Le suquet de peix, ce ragoût de poisson emblématique des côtes catalanes, doit son nom au mot “suquet”, diminutif de “suc”, qui signifie “jus”. Tout est là : un bouillon riche, une essence de la mer et de la terre concentrée dans une marmite où mijotent les saveurs. À l’origine, ce plat était celui des pêcheurs, un ragoût simple composé des poissons moins prisés de la pêche du jour, agrémenté des produits du bord de mer. La recette traditionnelle débute par un sofregit, cette base culinaire catalane faite d’oignons, d’ail et de tomates longuement confits dans de l’huile d’olive. Puis viennent les pommes de terre, coupées en rondelles, et le poisson – lotte, rascasse, ou tout autre poisson de roche selon la saison. Le tout est mouillé avec un fumet, relevé de safran, et cuit lentement jusqu’à ce que les saveurs fusionnent. Et enfin, l’élément clé : la picada. Cette mixture d’amandes grillées, d’ail et parfois d’un soupçon de chocolat amer, pilée à la perfection, vient lier et enrichir la sauce. Traditionnellement, la cuisson du suquet se fait dans un grand récipient en terre cuite, posé sur un feu de bois. Cette méthode permet une diffusion lente et homogène de la chaleur, conférant au bouillon toute sa profondeur. “Les pêcheurs allumaient un feu sur la plage, posaient leur marmite et laissaient mijoter doucement le suquet en attendant le repas”, raconte Gilbert Gris. Aujourd’hui, faute de feu de bois, on adapte : un trépied au gaz fait l’affaire, mais l’âme du plat reste la même, à condition de respecter le temps de cuisson lente, qui laisse aux ingrédients le loisir de révéler toute leur saveur.

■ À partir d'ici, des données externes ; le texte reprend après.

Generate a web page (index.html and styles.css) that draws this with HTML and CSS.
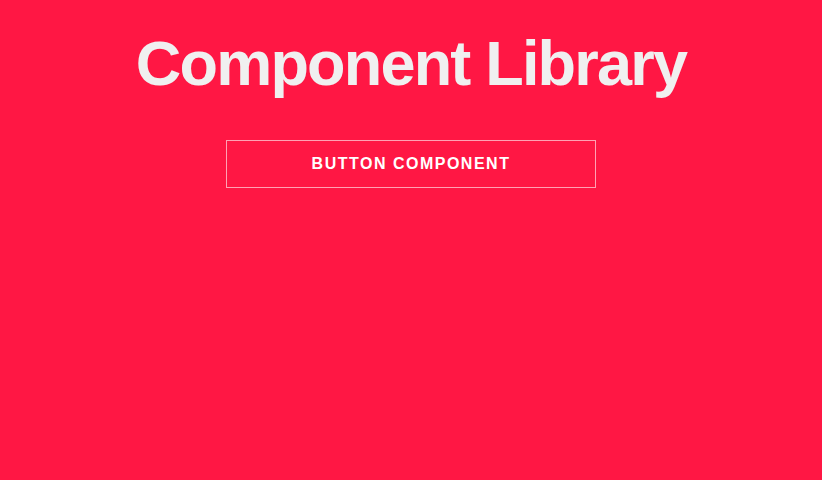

ENTRE TRADITION ET MODERNITÉ : LA PATTE DE CHRISTOPHE PERRIN

Si Gilbert Gris préserve l’authenticité du suquet, Christophe Perrin, lui, l’adapte aux palais contemporains. “Je garde la même base, mais je joue sur la présentation et les textures.” Exit la cuisson rustique en grande marmite, place aux portions individuelles servies en petites cassolettes, avec des pommes de terre précuites et une finition douce au four. “La picada, je l’intègre directement dans la sauce, elle devient une caresse plus qu’une attaque en bouche”, confie le chef avec un sourire complice. Cette évolution ne trahit pas l’ADN du suquet, elle le sublime. Car la cuisine, loin d’être figée, évolue avec son époque. “Il faut s’adapter”, rappelle Christophe Perrin. “Autrefois, les gens mangeaient du foie de lotte, des rognons, des abats. Aujourd’hui, ils veulent des plats plus légers, plus épurés.” Gilbert Gris acquiesce, non sans une pointe de nostalgie pour ce temps où le poisson se mangeait en fonction des saisons et non des envies dictées par la mondialisation.

CANET, BASTION D’UN PATRIMOINE CULINAIRE VIVANT

Au-delà de la rencontre entre deux générations de chefs, c’est tout un territoire qui se raconte à travers ce suquet revisité. Car Canet n’est pas qu’une station balnéaire, c’est une terre de gastronomie, où la cuisine catalane s’épanouit entre mer et montagne. L’inscription de la cuisine de Canet au patrimoine immatériel de l’UNESCO, prévue pour le 24 mars, vient couronner un travail de préservation et de mise en valeur de traditions ancestrales. Les chefs d’ici, qu’ils soient en activité ou en retraite, ne cessent de défendre ce terroir, à l’image de Gilbert Gris qui s’implique dans les recherches sur les mille ans d’histoire de la cuisine perpignanaise.

UN HÉRITAGE CULINAIRE EN MOUVEMENT

Loin d’être un musée de saveurs, la cuisine catalane continue de se réinventer. Moins de sucre, plus de cuissons courtes, un retour aux goûts essentiels. Les nouvelles générations reviennent aux bases, sans artifice, comme l’ont prouvé Christophe Perrin et Gilbert Gris en réalisant ensemble ce suquet, alliance parfaite du passé et du présent. Et si l’avenir de la cuisine catalane résidait dans cet équilibre subtil entre transmission et création ? Une chose est sûre : à Canet, le suquet ne sera jamais un plat du passé.